Peter Tommerup

tunebook 4 tunes.

bookmarks 3 bookmarks.

Greetings!

I fell in love with Irish fiddle tunes back in 1973 when I had a college professor who played these & Old Time fiddle tunes in a folk music class I took. Guy Carawan (the professor), who was also a popular folk singer of the 1950’s & 60’s, was also one of the first musicians to help revive the hammered dulcimer from obscurity as far back as 1972. He was also the first person I encountered to play the mountain dulcimer, which also tugged at my heart strings in a big way.

Following the end of this class at Pitzer College--“American Folklife & Folkmusic Studies”--I signed up for Carawan’s Appalachia External Studies program the next semester. I was there for 6 months, & focused on interviewing mountain & hammered dulcimer players & makers, as well as other traditional craftspeople as well as documenting their creations. While exploring the traditional Appalachian folk culture in southwest Virginia & eastern Kentucky, I also started to make a traditional mountain dulcimer (with the help of a local woodworker).
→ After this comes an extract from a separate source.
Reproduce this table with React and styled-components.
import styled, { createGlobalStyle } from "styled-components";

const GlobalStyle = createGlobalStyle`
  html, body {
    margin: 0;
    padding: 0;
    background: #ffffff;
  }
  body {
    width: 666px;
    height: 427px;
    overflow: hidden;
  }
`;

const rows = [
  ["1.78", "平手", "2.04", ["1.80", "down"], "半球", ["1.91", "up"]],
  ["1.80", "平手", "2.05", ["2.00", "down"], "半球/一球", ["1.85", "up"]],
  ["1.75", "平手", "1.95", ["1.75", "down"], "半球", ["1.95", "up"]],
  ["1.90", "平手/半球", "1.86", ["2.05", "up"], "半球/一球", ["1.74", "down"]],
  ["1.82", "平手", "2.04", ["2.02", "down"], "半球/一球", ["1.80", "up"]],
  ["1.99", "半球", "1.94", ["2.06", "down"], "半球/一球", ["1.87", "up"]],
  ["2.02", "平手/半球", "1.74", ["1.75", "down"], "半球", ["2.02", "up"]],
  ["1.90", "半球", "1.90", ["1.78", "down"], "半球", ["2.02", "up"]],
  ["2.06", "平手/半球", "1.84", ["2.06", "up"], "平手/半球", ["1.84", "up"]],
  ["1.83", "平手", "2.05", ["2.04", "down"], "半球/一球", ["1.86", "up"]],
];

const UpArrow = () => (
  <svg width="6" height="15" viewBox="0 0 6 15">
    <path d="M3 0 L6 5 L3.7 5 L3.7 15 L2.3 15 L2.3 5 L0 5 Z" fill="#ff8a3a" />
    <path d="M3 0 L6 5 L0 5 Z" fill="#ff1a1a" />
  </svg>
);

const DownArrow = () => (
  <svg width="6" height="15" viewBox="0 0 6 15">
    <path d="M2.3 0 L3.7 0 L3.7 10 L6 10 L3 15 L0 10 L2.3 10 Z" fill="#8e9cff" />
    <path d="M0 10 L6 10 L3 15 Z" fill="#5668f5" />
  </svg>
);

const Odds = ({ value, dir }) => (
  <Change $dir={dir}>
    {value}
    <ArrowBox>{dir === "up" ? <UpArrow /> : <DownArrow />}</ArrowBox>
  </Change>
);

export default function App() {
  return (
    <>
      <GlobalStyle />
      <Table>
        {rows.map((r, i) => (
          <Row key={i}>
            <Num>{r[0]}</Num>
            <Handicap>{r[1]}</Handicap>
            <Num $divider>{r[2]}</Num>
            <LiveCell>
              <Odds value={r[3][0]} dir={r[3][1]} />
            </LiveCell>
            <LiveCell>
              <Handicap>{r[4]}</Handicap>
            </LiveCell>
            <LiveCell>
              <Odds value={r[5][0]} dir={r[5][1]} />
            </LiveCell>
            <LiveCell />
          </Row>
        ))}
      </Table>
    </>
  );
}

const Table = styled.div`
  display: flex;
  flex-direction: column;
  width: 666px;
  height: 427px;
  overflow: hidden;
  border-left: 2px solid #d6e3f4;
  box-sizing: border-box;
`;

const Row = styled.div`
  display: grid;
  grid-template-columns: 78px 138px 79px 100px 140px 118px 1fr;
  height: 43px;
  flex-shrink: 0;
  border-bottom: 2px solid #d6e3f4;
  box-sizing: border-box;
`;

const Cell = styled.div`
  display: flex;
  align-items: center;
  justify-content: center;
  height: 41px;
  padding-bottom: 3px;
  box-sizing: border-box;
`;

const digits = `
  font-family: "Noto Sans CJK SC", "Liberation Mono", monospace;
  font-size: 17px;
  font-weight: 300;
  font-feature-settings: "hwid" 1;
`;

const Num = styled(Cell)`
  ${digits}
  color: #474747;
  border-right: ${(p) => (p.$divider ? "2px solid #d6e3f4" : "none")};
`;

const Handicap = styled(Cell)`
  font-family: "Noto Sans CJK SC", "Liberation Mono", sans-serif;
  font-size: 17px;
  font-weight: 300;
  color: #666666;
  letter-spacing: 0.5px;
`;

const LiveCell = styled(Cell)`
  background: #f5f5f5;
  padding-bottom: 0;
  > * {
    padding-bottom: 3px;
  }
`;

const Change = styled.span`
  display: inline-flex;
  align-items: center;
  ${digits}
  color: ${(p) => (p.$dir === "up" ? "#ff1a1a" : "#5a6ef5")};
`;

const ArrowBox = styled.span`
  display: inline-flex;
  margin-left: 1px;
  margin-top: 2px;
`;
Upon returning to my home in California, I completed the instrument, bumped into some amazing players of both mountain & hammered dulcimers in the Santa Cruz , CA area, & soaked up or figured out every aspect of playing these instruments that I could.
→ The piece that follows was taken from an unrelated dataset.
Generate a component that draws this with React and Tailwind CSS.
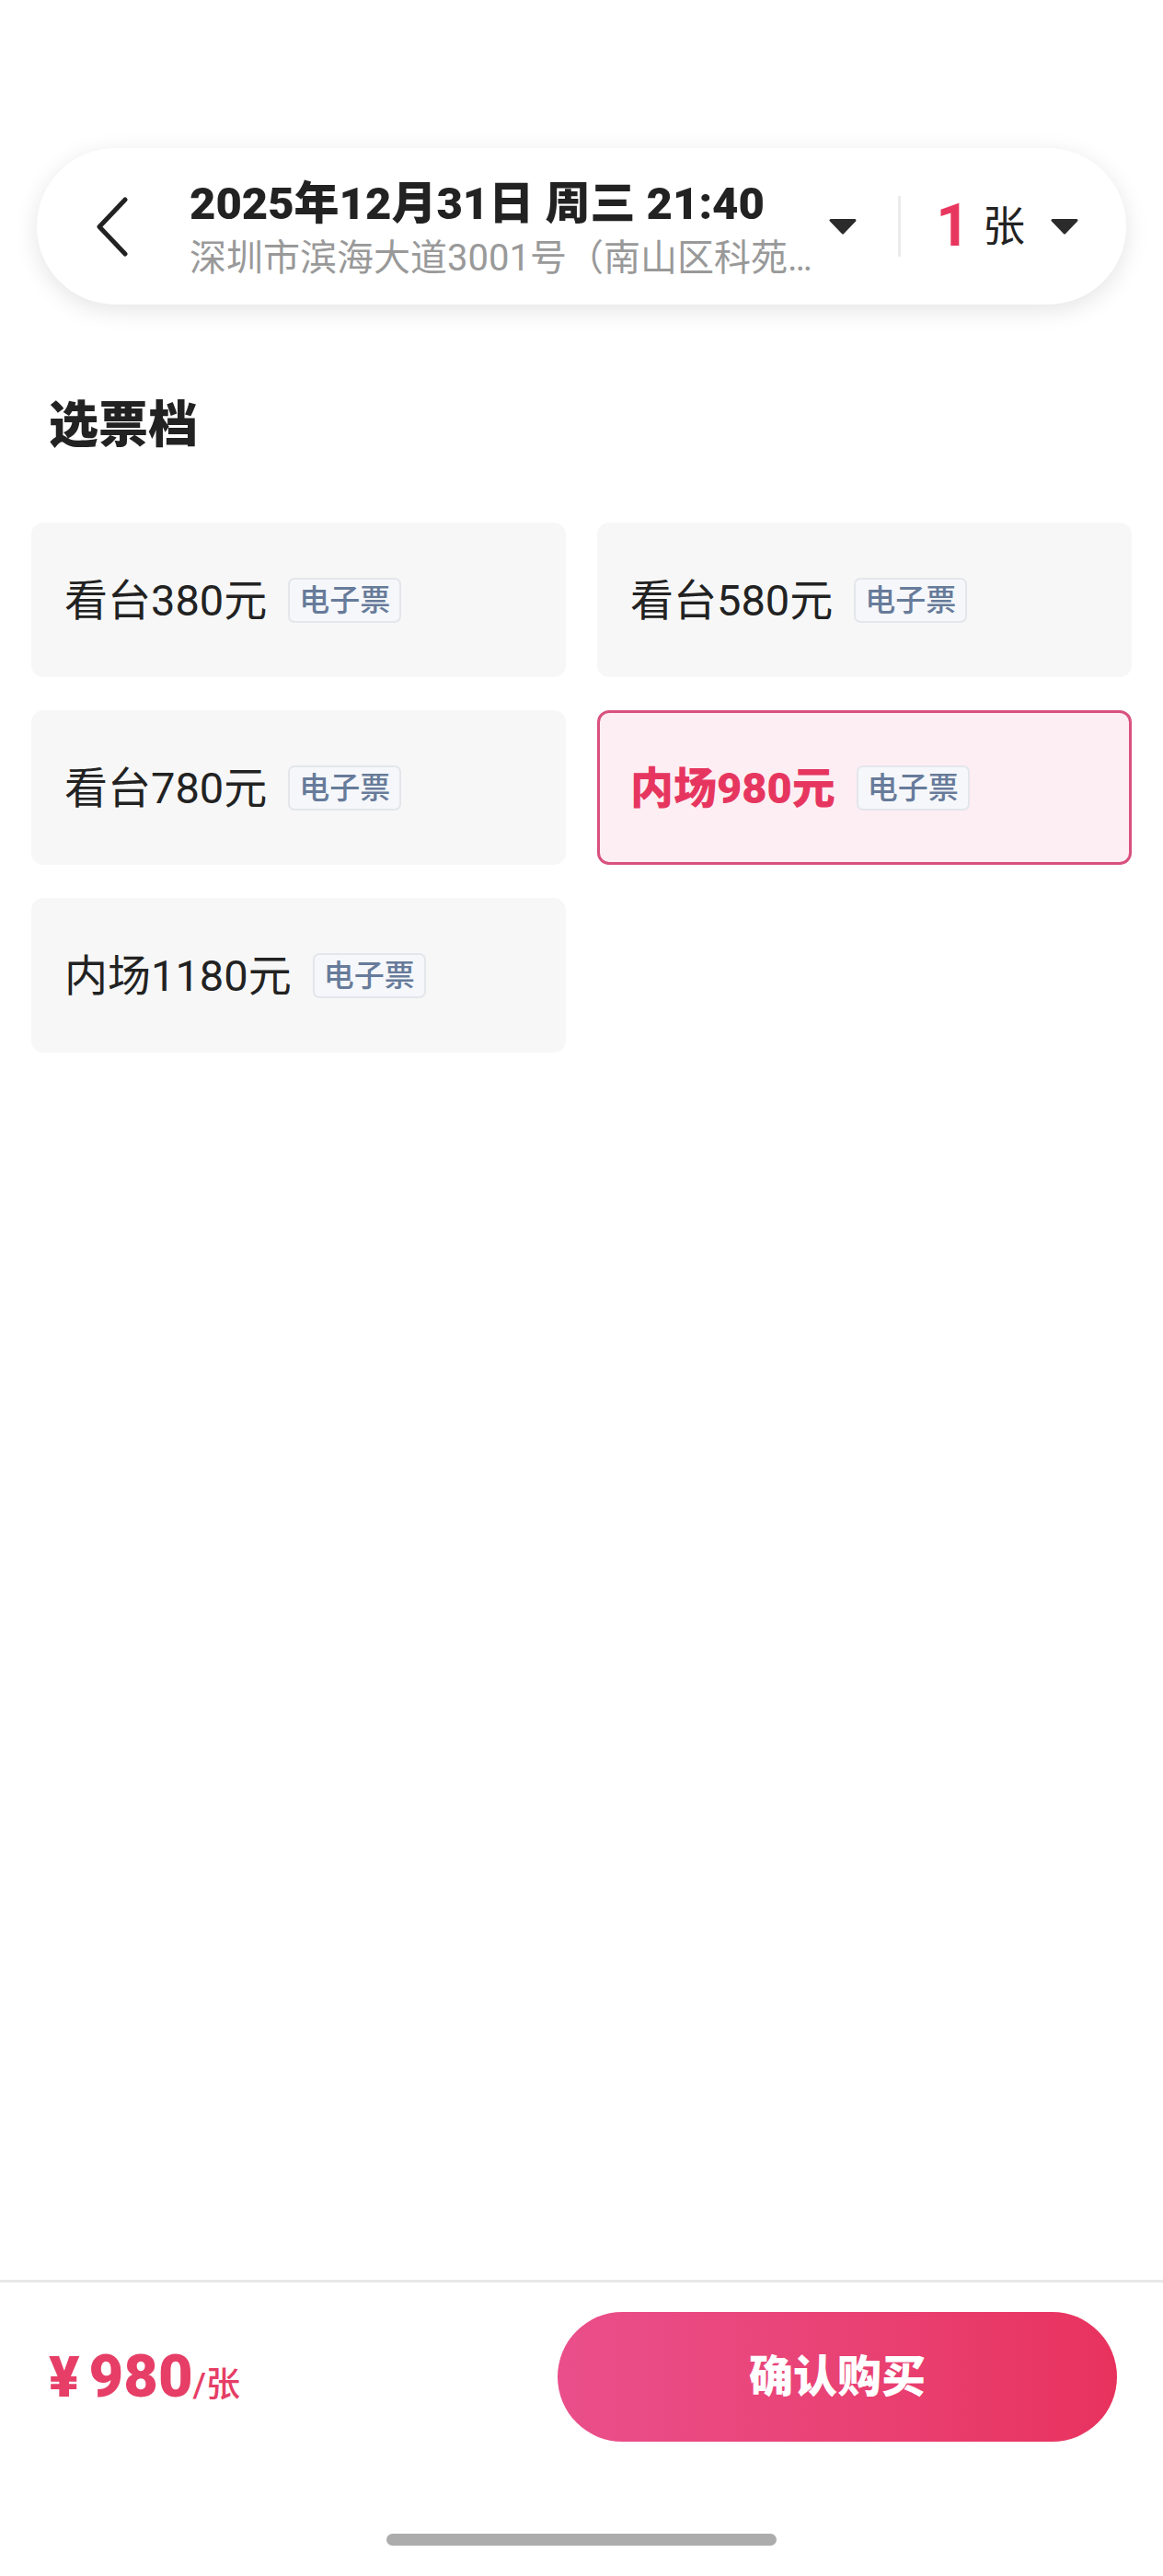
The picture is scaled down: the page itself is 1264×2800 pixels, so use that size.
const tiers = [
  { name: "看台380元", selected: false },
  { name: "看台580元", selected: false },
  { name: "看台780元", selected: false },
  { name: "内场980元", selected: true },
  { name: "内场1180元", selected: false },
]

function Caret({ className }) {
  return (
    <svg viewBox="0 0 32 18" className={className}>
      <path d="M3 2.5 H29 L16 16 Z" fill="#2b2b2b" stroke="#2b2b2b" strokeWidth="3" strokeLinejoin="round" />
    </svg>
  )
}

function TierCard({ tier }) {
  const box = tier.selected
    ? "bg-[#fdeef3] border-[#d9517f]"
    : "bg-[#f7f7f7] border-transparent"
  const text = tier.selected ? "font-black text-[#e6365f]" : "text-[#222222]"
  return (
    <div className={`h-[168px] rounded-[13px] border-[3px] ${box} flex items-center pl-[33px]`}>
      <span className={`text-[47px] leading-none ${text}`}>{tier.name}</span>
      <span className="ml-[23px] h-[49px] px-[10px] flex items-center rounded-[7px] border-[2px] border-[#e3e6eb] bg-[#f5f7fa] text-[33px] leading-none font-medium text-[#677b9a]">
        电子票
      </span>
    </div>
  )
}

export default function App() {
  return (
    <div className="w-[1264px] h-[2800px] flex flex-col bg-white font-['Roboto','Noto_Sans_CJK_SC',sans-serif]">
      <div className="pt-[161px] px-[40px]">
        <div className="h-[170px] rounded-full bg-white shadow-[0_6px_26px_rgba(0,0,0,0.11)] flex items-center pl-[63px] pr-[51px]">
          <svg viewBox="0 0 37 67" className="w-[37px] h-[67px] shrink-0">
            <path d="M33 4 L5 33.5 L33 63" fill="none" stroke="#222222" strokeWidth="5" strokeLinecap="round" strokeLinejoin="round" />
          </svg>
          <div className="ml-[66px] mt-[9px] w-[680px] min-w-0">
            <div className="text-[49px] leading-[52px] font-black text-[#222222] whitespace-nowrap">
              2025年12月31日 周三 21:40
            </div>
            <div className="mt-[9px] text-[40px] leading-[48px] text-[#999999] truncate">
              深圳市滨海大道3001号（南山区科苑路与滨海大道交汇处）
            </div>
          </div>
          <Caret className="ml-[17px] w-[32px] h-[18px] shrink-0" />
          <div className="ml-[44px] w-[3px] h-[66px] bg-[#ebebeb] shrink-0" />
          <span className="ml-[38px] text-[64px] leading-none font-bold text-[#e8375f]">1</span>
          <span className="ml-[14px] text-[46px] leading-none text-[#222222]">张</span>
          <Caret className="ml-[27px] w-[32px] h-[18px] shrink-0" />
        </div>
      </div>

      <h2 className="mt-[100px] pl-[53px] text-[54px] leading-[64px] font-black text-[#222222]">选票档</h2>

      <div className="mt-[73px] px-[34px] grid grid-cols-2 gap-x-[34px] gap-y-[36px]">
        {tiers.map((t) => (
          <TierCard key={t.name} tier={t} />
        ))}
      </div>

      <div className="flex-1" />

      <div className="border-t-[3px] border-[#e8e8e8]">
        <div className="pt-[32px] pl-[53px] pr-[50px] flex items-center justify-between">
          <div className="flex items-baseline text-[#e63e66]">
            <span className="text-[62px] leading-none font-black mr-[10px]">¥</span>
            <span className="text-[65px] leading-none font-black">980</span>
            <span className="text-[37px] leading-none font-medium">/张</span>
          </div>
          <button className="w-[608px] h-[141px] rounded-full bg-gradient-to-r from-[#ea4f8b] to-[#e8325e] text-white text-[48px] font-black">
            确认购买
          </button>
        </div>
        <div className="mt-[100px] mb-[33px] mx-auto w-[424px] h-[13px] rounded-full bg-[#acacac]" />
      </div>
    </div>
  )
}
Since then, I’ve learned lots of Irish fiddle tunes, and have taught & performed them in numerous lessons, classes, workshops, week-long college classes, festivals & concerts since 1978. I also got bitten by the O‘Carolan tune bug in the late 1970’s, & have learned 30 or 40 of these over the past 40 years. For several years, I led a Sunday afternoon Irish session at O’Flaherty’s Irish Pub in downtown San Jose, CA. Below is a video of a set there (Cooley’s Reel & The Banshee) that I like to play. (Note: my wonderful fiddling wife, Lee Anne, is seen playing to my left. The seating arrangements are a bit odd, due to the really bright sunlight flooding into the pub & blinding some of us):
https://fotmd.com/peter-tommerup/youtube/574/peter-tommerup-leading-an-irish-session

Along with Irish music, I’ve also learned a few Galician, Breton, and other Celtic realm folk dance tunes. Plus I fell in love with traditional French folk dance music--along with Parisian “bal musettes” (cafe music)--& so have also been teaching & performing these. Below is a video of my French tune pal Jena & I playing my favorite bal musette, “Petit Bal de la Marine”:
https://www.youtube.com/watch?v=--7R4PKSaLw


I also played in “Peak Nouveau,” a San Francisco Bay Area contra dance band for about 7 years. In this, we played a variety of music--including Old Time, Irish, French, Finnish & Swedish--to add variety to the usual contra tune repertoire that dancers usually hear. Below is a link to a video of Peak Nouveau playing a contradance in Palo Alto, CA. The first tune--“Shoo Fly”--I play on mountain dulcimer. At 3:12 the camera catches me playing the 2nd tune of the set--“Kitchen Girl”--on the hammered dulcimer.
https://www.youtube.com/watch?v=-TjCw0G8dnc


These days I’m partially retired but continue to teach the music & instruments I love. In a few days, I’ll be teaching an intermediate-advanced hammered dulcimer workshop on “Happily Hammering Irish Fiddle Tunes” at this year’s virtual Redwood Dulcimer Day festival on Aug 14 & 15.
http://redwooddulcimerday.org

Looking forward to enjoying getting to know the session.org & meeting folks with similar musical interests!